Publicis Sapient helps organizations convert transcribed reports and presentation-based materials into coherent, human-readable documents without diluting the original meaning. The goal is clarity and continuity, not summary. We preserve the original wording as closely as possible, while reformatting fragmented transcription output into polished narrative documents that are easier for teams, stakeholders and decision-makers to consume.
Built for sectors where accuracy cannot be casual
Financial institutions, healthcare organizations and other documentation-heavy enterprises manage enormous volumes of formal content. Board presentations, analyst briefings, earnings materials, research updates, operating reviews, compliance documentation, internal reports and expert presentations all need to be reviewed quickly and understood clearly. But when these materials are transcribed from slide decks, PDFs or presentation files, the result is often cluttered by page breaks, spacing errors, watermark references, repeated headers, logo mentions and chart fragments that interrupt the flow of information.
That kind of output slows down review and creates unnecessary friction. Teams have to work through transcription artifacts before they can focus on the content itself. In industries where precision, traceability and speed all matter, that is time lost and attention misdirected.
Our approach is designed for exactly these environments. We turn transcribed content into a single coherent document that reads cleanly from beginning to end, while keeping the original substance intact.

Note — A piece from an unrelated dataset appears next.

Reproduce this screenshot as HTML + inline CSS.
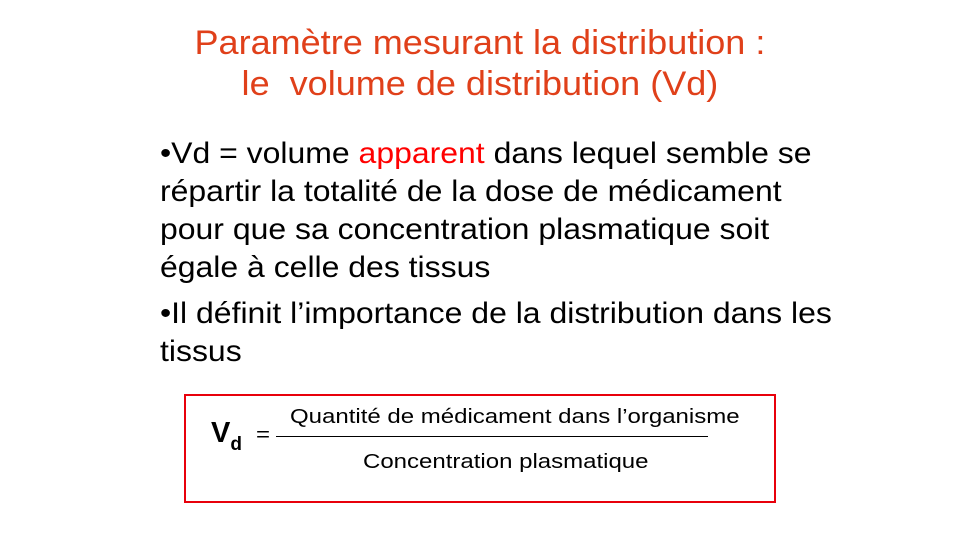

What transcription cleanup should actually do
Effective cleanup is not about rewriting a document into something new. It is about making the existing content usable.
We reformat transcribed text into a continuous, readable document by removing page-by-page breaks and page clutter that typically come from source files built for visual presentation rather than linear reading. We fix spacing and obvious formatting issues so the content flows naturally. We remove watermark, logo and background references, along with other non-content artifacts that do not belong in the final text.
We also omit image-only pages and non-substantive closing pages, including generic thank-you slides, when they add no real informational value. This keeps the finished document focused on content rather than presentation remnants.
Just as important, we preserve the original wording and meaning as closely as possible. The intent is not to summarize, compress or reinterpret. It is to deliver a cleaner version of the source that remains faithful to what was originally said or written.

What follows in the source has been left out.